Given request:
Retype every line from the start of the data down to and including the line with "import React from 'react';". Skip the pictures.

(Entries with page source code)
_ _ _ _ _ _ _

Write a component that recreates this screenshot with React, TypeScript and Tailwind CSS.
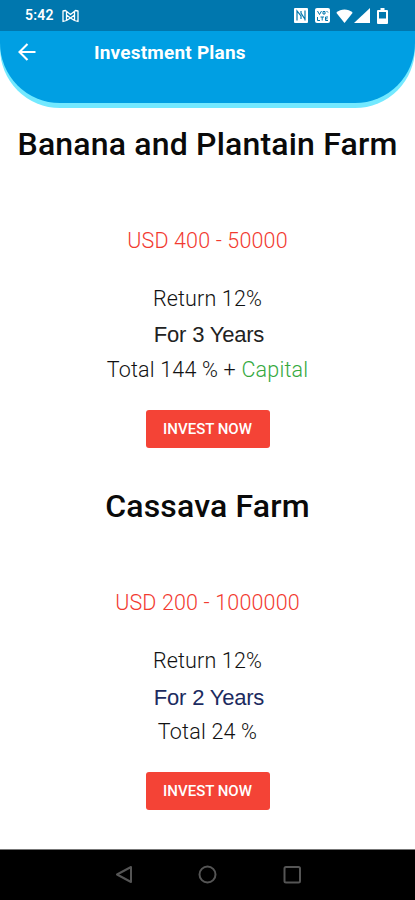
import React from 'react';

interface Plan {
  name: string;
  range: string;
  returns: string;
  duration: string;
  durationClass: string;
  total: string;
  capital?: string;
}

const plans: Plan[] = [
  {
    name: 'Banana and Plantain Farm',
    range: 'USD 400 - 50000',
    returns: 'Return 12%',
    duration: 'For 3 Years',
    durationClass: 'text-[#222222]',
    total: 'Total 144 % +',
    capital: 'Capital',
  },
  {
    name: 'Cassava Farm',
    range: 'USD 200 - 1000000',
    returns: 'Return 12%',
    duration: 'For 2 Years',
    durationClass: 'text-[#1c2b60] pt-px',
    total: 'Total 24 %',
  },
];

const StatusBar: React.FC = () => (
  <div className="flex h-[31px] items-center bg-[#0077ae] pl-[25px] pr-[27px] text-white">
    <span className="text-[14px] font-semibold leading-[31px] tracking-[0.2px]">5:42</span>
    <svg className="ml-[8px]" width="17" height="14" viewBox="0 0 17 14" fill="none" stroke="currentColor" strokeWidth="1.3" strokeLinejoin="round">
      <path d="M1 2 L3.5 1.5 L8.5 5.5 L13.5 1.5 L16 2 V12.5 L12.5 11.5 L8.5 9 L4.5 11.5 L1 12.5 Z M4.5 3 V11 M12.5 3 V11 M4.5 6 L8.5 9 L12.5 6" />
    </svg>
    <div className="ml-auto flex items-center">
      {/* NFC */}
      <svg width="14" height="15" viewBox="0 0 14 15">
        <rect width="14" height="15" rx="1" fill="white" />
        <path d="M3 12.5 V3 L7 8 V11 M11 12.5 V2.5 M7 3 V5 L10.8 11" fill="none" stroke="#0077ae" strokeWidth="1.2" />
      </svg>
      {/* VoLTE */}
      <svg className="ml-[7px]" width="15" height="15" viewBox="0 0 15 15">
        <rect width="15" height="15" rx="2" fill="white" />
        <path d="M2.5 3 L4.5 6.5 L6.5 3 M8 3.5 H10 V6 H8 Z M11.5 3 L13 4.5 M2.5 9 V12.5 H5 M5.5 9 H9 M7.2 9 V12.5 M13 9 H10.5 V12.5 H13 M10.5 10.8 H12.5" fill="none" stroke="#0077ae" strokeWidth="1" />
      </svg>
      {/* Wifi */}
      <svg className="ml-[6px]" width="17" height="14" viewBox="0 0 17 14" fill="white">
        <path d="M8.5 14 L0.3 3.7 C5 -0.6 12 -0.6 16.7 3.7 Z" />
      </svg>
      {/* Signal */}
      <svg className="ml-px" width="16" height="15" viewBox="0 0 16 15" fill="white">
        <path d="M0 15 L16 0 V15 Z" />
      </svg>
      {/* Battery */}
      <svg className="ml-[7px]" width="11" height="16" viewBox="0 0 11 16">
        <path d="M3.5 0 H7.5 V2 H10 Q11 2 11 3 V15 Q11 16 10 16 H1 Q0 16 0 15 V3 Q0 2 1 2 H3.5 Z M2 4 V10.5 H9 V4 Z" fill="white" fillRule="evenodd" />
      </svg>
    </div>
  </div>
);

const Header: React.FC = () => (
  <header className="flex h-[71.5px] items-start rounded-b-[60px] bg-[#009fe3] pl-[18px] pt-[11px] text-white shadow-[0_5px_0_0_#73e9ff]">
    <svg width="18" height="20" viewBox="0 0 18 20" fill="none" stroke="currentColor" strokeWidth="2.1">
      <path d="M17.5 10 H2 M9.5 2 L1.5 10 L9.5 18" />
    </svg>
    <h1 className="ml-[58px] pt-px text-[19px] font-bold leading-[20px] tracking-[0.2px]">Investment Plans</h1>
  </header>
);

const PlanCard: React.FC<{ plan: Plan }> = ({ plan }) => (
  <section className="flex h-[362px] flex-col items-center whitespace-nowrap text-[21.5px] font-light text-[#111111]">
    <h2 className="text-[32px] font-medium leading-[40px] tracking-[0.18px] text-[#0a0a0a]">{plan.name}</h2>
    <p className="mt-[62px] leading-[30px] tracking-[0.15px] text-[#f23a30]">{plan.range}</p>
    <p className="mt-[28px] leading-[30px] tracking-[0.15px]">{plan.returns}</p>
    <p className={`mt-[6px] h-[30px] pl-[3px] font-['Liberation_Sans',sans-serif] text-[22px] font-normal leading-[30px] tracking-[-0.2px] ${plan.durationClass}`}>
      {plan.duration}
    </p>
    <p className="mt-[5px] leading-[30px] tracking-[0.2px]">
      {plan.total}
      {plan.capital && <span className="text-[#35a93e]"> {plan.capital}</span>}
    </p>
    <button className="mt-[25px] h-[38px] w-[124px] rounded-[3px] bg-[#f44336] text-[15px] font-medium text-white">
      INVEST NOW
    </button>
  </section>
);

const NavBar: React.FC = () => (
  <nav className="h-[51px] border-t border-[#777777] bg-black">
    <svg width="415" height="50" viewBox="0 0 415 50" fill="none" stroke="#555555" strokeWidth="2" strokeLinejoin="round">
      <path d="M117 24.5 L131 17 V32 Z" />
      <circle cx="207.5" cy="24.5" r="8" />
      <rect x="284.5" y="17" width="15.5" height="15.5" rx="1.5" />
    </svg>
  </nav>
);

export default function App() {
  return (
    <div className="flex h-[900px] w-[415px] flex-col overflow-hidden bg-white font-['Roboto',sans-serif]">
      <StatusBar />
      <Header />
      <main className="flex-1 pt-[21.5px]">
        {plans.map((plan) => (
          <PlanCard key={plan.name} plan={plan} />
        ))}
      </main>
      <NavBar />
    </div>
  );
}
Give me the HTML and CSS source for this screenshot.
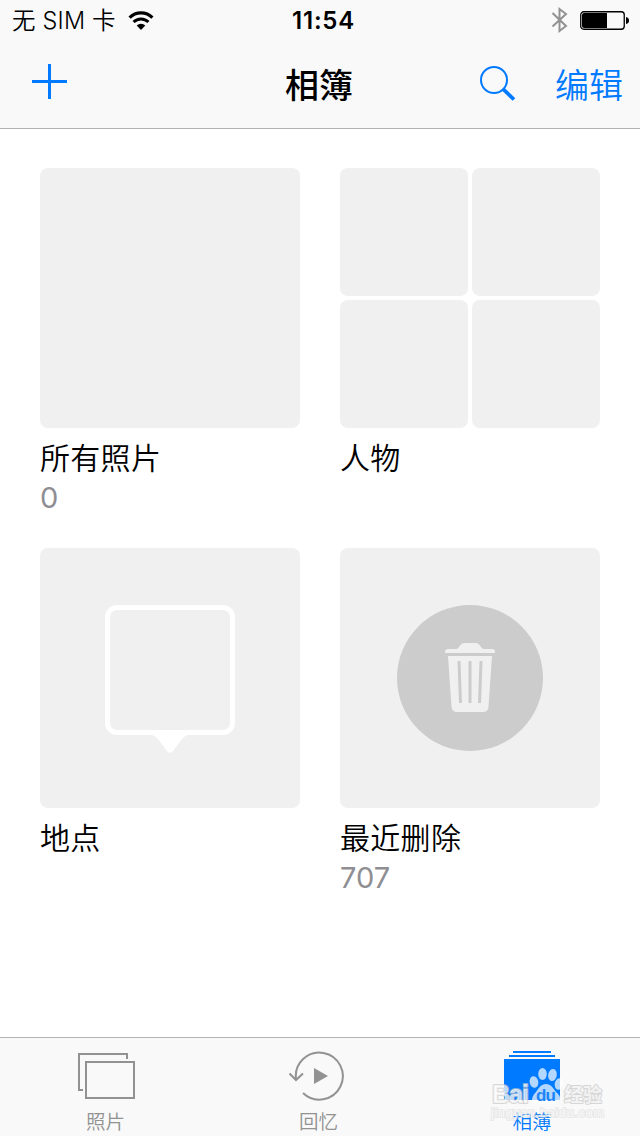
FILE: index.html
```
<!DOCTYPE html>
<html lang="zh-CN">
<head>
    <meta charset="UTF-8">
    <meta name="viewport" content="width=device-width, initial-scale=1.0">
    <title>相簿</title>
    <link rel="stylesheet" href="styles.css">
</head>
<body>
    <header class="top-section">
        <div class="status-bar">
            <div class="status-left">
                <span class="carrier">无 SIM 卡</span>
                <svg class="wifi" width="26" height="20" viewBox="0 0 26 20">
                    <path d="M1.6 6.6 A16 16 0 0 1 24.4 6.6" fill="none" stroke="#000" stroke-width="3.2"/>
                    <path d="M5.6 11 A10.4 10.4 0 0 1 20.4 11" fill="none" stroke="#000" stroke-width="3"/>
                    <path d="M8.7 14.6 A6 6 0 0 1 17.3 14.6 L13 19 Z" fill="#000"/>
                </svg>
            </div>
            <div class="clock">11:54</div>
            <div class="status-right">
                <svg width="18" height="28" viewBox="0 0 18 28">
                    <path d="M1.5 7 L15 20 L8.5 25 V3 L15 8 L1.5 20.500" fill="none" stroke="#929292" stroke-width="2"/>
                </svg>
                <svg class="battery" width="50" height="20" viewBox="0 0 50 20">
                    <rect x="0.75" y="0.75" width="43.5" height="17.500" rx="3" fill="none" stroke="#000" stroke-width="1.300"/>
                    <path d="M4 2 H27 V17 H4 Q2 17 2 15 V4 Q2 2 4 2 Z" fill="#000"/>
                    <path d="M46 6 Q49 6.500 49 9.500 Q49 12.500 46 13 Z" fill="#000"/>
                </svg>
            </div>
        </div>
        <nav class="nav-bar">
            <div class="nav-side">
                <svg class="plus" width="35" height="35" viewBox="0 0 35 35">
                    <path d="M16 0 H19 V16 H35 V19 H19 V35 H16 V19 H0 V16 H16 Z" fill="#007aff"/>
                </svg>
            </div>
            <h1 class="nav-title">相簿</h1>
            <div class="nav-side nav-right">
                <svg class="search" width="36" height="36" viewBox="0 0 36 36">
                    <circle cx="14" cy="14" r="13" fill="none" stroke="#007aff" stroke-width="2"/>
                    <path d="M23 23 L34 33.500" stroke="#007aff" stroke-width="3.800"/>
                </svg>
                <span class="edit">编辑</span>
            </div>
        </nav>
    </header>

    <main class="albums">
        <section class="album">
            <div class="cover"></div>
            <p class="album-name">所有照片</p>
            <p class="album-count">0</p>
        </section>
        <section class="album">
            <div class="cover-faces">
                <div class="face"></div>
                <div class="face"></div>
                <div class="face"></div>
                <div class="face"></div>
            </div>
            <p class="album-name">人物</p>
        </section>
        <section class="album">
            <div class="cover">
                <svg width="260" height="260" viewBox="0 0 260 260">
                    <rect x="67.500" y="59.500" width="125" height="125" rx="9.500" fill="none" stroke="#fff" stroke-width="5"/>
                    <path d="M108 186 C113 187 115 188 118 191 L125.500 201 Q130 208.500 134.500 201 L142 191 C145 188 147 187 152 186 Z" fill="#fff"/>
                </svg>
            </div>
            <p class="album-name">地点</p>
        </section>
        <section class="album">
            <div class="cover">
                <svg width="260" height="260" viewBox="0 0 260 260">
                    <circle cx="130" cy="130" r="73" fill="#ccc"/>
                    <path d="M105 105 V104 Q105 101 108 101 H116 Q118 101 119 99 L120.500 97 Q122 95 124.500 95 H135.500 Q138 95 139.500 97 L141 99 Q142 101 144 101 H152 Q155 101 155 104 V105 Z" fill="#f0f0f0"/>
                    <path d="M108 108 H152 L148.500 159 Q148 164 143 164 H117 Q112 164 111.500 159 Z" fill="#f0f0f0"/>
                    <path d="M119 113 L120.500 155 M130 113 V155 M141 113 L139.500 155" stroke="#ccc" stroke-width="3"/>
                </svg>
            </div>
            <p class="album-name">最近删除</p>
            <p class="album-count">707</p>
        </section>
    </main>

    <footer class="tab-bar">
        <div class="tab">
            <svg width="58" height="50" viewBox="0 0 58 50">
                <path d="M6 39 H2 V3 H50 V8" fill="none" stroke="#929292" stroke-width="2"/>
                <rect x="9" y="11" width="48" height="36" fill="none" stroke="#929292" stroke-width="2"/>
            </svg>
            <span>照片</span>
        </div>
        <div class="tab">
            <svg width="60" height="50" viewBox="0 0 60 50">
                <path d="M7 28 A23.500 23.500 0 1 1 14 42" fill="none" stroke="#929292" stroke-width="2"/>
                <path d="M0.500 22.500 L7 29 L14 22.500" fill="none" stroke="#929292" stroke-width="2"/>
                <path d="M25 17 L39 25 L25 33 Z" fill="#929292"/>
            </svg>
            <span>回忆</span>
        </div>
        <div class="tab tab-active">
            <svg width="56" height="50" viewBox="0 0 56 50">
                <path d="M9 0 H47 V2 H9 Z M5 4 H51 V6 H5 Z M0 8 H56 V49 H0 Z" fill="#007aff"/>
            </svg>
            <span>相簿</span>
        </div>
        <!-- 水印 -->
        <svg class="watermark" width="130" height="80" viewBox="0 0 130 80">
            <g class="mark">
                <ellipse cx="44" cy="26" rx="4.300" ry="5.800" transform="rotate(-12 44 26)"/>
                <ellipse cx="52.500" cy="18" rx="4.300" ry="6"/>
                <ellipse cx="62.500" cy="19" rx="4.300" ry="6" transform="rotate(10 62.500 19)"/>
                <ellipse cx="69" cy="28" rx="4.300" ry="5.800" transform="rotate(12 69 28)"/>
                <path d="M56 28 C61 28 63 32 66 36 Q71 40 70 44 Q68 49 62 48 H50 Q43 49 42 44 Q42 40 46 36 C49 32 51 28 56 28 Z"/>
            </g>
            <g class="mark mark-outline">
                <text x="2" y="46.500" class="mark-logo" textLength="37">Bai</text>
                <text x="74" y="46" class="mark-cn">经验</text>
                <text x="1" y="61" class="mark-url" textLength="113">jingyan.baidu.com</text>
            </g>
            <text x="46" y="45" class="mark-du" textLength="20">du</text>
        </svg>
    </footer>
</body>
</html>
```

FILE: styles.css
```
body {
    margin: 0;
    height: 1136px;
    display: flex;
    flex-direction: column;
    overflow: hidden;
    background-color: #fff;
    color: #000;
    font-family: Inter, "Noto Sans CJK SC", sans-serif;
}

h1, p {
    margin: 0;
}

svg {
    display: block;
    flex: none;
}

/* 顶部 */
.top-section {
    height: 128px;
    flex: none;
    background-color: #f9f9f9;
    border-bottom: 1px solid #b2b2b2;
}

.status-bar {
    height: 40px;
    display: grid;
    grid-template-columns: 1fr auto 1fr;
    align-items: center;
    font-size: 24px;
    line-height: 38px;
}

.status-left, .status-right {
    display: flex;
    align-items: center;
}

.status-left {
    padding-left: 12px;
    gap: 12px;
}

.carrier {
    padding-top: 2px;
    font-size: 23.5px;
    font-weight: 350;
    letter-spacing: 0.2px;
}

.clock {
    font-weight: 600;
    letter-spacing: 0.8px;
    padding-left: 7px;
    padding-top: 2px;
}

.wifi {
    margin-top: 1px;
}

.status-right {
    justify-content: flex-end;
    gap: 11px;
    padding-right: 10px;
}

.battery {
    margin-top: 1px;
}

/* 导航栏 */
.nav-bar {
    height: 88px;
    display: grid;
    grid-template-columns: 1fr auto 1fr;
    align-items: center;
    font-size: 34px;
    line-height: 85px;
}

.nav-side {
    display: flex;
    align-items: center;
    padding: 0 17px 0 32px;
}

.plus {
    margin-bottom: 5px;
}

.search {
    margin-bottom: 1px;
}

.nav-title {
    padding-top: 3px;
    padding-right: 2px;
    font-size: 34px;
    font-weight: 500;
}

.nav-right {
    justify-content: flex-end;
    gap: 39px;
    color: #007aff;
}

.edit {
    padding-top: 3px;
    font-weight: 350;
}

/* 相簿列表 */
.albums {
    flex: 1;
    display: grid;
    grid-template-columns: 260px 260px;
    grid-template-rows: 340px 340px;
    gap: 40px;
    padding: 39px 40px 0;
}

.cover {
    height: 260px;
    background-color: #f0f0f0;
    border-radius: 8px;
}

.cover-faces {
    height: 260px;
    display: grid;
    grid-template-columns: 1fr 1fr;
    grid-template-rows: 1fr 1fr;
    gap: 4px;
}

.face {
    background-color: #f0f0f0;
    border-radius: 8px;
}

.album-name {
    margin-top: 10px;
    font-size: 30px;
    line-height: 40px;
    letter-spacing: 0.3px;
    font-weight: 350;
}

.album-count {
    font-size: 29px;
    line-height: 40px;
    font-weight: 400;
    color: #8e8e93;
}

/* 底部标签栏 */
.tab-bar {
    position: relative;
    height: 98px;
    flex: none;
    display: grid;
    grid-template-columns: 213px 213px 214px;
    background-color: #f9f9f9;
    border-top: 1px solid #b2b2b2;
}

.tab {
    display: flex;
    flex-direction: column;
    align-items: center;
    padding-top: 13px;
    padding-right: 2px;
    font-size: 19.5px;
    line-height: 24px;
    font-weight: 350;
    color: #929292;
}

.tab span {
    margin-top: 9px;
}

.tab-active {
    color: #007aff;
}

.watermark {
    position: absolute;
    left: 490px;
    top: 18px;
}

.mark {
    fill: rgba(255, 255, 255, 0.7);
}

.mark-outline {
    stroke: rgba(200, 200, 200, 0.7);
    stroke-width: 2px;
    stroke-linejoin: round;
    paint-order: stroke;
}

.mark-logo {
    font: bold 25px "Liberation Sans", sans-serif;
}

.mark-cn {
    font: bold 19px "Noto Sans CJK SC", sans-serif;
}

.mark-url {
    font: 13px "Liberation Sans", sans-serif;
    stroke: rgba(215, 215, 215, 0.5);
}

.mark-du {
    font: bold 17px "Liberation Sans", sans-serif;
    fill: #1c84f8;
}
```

_ _ _ _ _ _ _

In response:
Write a component that recreates this screenshot with React, TypeScript and Tailwind CSS.
import React from 'react';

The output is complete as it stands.